#### [Provided data]
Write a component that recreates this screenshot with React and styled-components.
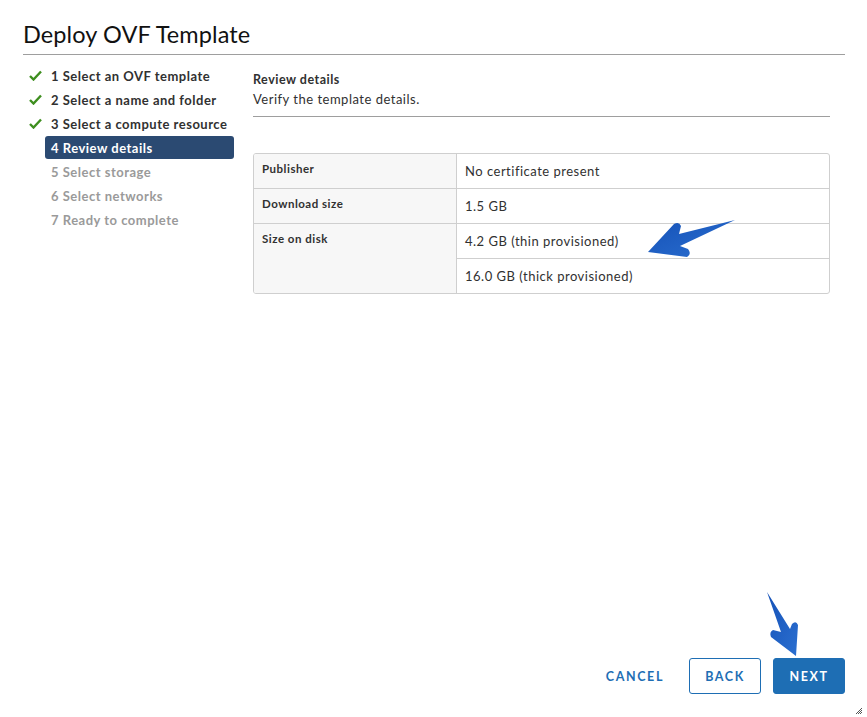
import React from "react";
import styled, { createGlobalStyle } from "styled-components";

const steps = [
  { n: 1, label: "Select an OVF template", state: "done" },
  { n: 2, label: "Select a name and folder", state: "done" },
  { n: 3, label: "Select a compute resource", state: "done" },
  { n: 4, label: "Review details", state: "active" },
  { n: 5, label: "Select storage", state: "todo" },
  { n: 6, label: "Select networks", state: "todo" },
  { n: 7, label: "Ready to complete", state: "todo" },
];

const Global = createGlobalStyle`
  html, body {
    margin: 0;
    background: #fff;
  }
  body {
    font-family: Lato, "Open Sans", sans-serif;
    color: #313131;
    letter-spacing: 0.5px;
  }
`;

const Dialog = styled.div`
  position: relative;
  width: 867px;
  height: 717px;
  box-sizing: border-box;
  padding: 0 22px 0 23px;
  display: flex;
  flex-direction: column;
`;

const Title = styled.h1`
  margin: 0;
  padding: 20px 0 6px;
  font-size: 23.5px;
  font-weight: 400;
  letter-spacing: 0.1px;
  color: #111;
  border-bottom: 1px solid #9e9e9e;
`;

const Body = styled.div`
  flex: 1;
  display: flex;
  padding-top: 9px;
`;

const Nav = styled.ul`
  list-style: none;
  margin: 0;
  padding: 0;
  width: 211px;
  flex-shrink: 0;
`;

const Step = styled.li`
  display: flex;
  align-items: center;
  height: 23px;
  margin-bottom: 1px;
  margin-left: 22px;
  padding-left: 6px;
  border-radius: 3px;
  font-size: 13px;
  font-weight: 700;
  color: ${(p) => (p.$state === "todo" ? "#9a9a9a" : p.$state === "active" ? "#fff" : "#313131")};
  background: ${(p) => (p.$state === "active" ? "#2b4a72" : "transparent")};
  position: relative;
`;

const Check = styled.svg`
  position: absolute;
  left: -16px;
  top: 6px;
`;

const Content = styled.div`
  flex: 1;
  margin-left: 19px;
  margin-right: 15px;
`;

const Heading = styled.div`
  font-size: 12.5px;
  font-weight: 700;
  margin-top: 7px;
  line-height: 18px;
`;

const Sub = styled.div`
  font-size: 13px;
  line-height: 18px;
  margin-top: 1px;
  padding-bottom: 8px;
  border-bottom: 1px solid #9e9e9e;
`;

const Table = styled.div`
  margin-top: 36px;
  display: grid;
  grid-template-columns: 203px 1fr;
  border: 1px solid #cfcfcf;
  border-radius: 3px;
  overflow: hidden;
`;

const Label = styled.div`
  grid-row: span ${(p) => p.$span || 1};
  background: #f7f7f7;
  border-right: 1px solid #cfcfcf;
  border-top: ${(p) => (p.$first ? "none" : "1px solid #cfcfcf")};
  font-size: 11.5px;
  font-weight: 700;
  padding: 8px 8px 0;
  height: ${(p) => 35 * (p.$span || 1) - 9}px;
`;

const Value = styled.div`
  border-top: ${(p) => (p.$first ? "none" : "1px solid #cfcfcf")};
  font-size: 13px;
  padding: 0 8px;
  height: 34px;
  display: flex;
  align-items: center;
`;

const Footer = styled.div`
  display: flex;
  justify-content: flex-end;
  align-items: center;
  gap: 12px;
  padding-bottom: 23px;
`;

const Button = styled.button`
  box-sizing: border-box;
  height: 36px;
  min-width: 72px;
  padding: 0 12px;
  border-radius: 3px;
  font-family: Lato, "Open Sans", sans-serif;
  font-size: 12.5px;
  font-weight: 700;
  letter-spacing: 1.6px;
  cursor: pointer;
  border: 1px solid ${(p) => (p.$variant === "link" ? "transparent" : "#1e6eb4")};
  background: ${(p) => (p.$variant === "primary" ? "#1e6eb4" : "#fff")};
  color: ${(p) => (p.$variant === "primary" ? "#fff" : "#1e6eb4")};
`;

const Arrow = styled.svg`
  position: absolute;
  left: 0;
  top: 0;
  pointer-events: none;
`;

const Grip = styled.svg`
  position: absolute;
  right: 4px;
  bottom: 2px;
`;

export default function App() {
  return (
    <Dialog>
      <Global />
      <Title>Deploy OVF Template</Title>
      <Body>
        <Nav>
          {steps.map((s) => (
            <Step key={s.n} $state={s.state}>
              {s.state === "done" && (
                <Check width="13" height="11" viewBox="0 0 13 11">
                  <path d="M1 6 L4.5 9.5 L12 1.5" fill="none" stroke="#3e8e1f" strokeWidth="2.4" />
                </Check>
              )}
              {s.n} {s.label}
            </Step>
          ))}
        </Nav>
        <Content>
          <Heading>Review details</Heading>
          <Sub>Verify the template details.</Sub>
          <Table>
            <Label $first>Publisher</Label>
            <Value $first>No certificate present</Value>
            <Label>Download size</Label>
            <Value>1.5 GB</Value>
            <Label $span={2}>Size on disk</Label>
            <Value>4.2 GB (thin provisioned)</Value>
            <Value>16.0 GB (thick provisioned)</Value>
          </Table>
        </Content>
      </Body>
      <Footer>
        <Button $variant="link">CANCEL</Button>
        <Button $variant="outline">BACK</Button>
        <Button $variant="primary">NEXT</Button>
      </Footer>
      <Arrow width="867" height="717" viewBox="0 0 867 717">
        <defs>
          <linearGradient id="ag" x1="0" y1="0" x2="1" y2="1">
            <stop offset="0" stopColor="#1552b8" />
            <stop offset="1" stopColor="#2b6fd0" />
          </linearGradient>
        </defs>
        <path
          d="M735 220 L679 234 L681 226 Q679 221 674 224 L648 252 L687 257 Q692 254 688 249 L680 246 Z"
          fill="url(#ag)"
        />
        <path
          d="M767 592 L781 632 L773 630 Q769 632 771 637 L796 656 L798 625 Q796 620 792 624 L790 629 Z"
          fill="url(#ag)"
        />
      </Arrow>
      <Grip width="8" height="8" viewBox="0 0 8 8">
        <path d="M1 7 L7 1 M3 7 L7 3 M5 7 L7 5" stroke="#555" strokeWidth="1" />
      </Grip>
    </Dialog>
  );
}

#### [What to work on]
All of the data above should be transcribed verbatim, with pictures omitted.

#### [Solved problem]
Write a component that recreates this screenshot with React and styled-components.
import React from "react";
import styled, { createGlobalStyle } from "styled-components";

const steps = [
  { n: 1, label: "Select an OVF template", state: "done" },
  { n: 2, label: "Select a name and folder", state: "done" },
  { n: 3, label: "Select a compute resource", state: "done" },
  { n: 4, label: "Review details", state: "active" },
  { n: 5, label: "Select storage", state: "todo" },
  { n: 6, label: "Select networks", state: "todo" },
  { n: 7, label: "Ready to complete", state: "todo" },
];

const Global = createGlobalStyle`
  html, body {
    margin: 0;
    background: #fff;
  }
  body {
    font-family: Lato, "Open Sans", sans-serif;
    color: #313131;
    letter-spacing: 0.5px;
  }
`;

const Dialog = styled.div`
  position: relative;
  width: 867px;
  height: 717px;
  box-sizing: border-box;
  padding: 0 22px 0 23px;
  display: flex;
  flex-direction: column;
`;

const Title = styled.h1`
  margin: 0;
  padding: 20px 0 6px;
  font-size: 23.5px;
  font-weight: 400;
  letter-spacing: 0.1px;
  color: #111;
  border-bottom: 1px solid #9e9e9e;
`;

const Body = styled.div`
  flex: 1;
  display: flex;
  padding-top: 9px;
`;

const Nav = styled.ul`
  list-style: none;
  margin: 0;
  padding: 0;
  width: 211px;
  flex-shrink: 0;
`;

const Step = styled.li`
  display: flex;
  align-items: center;
  height: 23px;
  margin-bottom: 1px;
  margin-left: 22px;
  padding-left: 6px;
  border-radius: 3px;
  font-size: 13px;
  font-weight: 700;
  color: ${(p) => (p.$state === "todo" ? "#9a9a9a" : p.$state === "active" ? "#fff" : "#313131")};
  background: ${(p) => (p.$state === "active" ? "#2b4a72" : "transparent")};
  position: relative;
`;

const Check = styled.svg`
  position: absolute;
  left: -16px;
  top: 6px;
`;

const Content = styled.div`
  flex: 1;
  margin-left: 19px;
  margin-right: 15px;
`;

const Heading = styled.div`
  font-size: 12.5px;
  font-weight: 700;
  margin-top: 7px;
  line-height: 18px;
`;

const Sub = styled.div`
  font-size: 13px;
  line-height: 18px;
  margin-top: 1px;
  padding-bottom: 8px;
  border-bottom: 1px solid #9e9e9e;
`;

const Table = styled.div`
  margin-top: 36px;
  display: grid;
  grid-template-columns: 203px 1fr;
  border: 1px solid #cfcfcf;
  border-radius: 3px;
  overflow: hidden;
`;

const Label = styled.div`
  grid-row: span ${(p) => p.$span || 1};
  background: #f7f7f7;
  border-right: 1px solid #cfcfcf;
  border-top: ${(p) => (p.$first ? "none" : "1px solid #cfcfcf")};
  font-size: 11.5px;
  font-weight: 700;
  padding: 8px 8px 0;
  height: ${(p) => 35 * (p.$span || 1) - 9}px;
`;

const Value = styled.div`
  border-top: ${(p) => (p.$first ? "none" : "1px solid #cfcfcf")};
  font-size: 13px;
  padding: 0 8px;
  height: 34px;
  display: flex;
  align-items: center;
`;

const Footer = styled.div`
  display: flex;
  justify-content: flex-end;
  align-items: center;
  gap: 12px;
  padding-bottom: 23px;
`;

const Button = styled.button`
  box-sizing: border-box;
  height: 36px;
  min-width: 72px;
  padding: 0 12px;
  border-radius: 3px;
  font-family: Lato, "Open Sans", sans-serif;
  font-size: 12.5px;
  font-weight: 700;
  letter-spacing: 1.6px;
  cursor: pointer;
  border: 1px solid ${(p) => (p.$variant === "link" ? "transparent" : "#1e6eb4")};
  background: ${(p) => (p.$variant === "primary" ? "#1e6eb4" : "#fff")};
  color: ${(p) => (p.$variant === "primary" ? "#fff" : "#1e6eb4")};
`;

const Arrow = styled.svg`
  position: absolute;
  left: 0;
  top: 0;
  pointer-events: none;
`;

const Grip = styled.svg`
  position: absolute;
  right: 4px;
  bottom: 2px;
`;

export default function App() {
  return (
    <Dialog>
      <Global />
      <Title>Deploy OVF Template</Title>
      <Body>
        <Nav>
          {steps.map((s) => (
            <Step key={s.n} $state={s.state}>
              {s.state === "done" && (
                <Check width="13" height="11" viewBox="0 0 13 11">
                  <path d="M1 6 L4.5 9.5 L12 1.5" fill="none" stroke="#3e8e1f" strokeWidth="2.4" />
                </Check>
              )}
              {s.n} {s.label}
            </Step>
          ))}
        </Nav>
        <Content>
          <Heading>Review details</Heading>
          <Sub>Verify the template details.</Sub>
          <Table>
            <Label $first>Publisher</Label>
            <Value $first>No certificate present</Value>
            <Label>Download size</Label>
            <Value>1.5 GB</Value>
            <Label $span={2}>Size on disk</Label>
            <Value>4.2 GB (thin provisioned)</Value>
            <Value>16.0 GB (thick provisioned)</Value>
          </Table>
        </Content>
      </Body>
      <Footer>
        <Button $variant="link">CANCEL</Button>
        <Button $variant="outline">BACK</Button>
        <Button $variant="primary">NEXT</Button>
      </Footer>
      <Arrow width="867" height="717" viewBox="0 0 867 717">
        <defs>
          <linearGradient id="ag" x1="0" y1="0" x2="1" y2="1">
            <stop offset="0" stopColor="#1552b8" />
            <stop offset="1" stopColor="#2b6fd0" />
          </linearGradient>
        </defs>
        <path
          d="M735 220 L679 234 L681 226 Q679 221 674 224 L648 252 L687 257 Q692 254 688 249 L680 246 Z"
          fill="url(#ag)"
        />
        <path
          d="M767 592 L781 632 L773 630 Q769 632 771 637 L796 656 L798 625 Q796 620 792 624 L790 629 Z"
          fill="url(#ag)"
        />
      </Arrow>
      <Grip width="8" height="8" viewBox="0 0 8 8">
        <path d="M1 7 L7 1 M3 7 L7 3 M5 7 L7 5" stroke="#555" strokeWidth="1" />
      </Grip>
    </Dialog>
  );
}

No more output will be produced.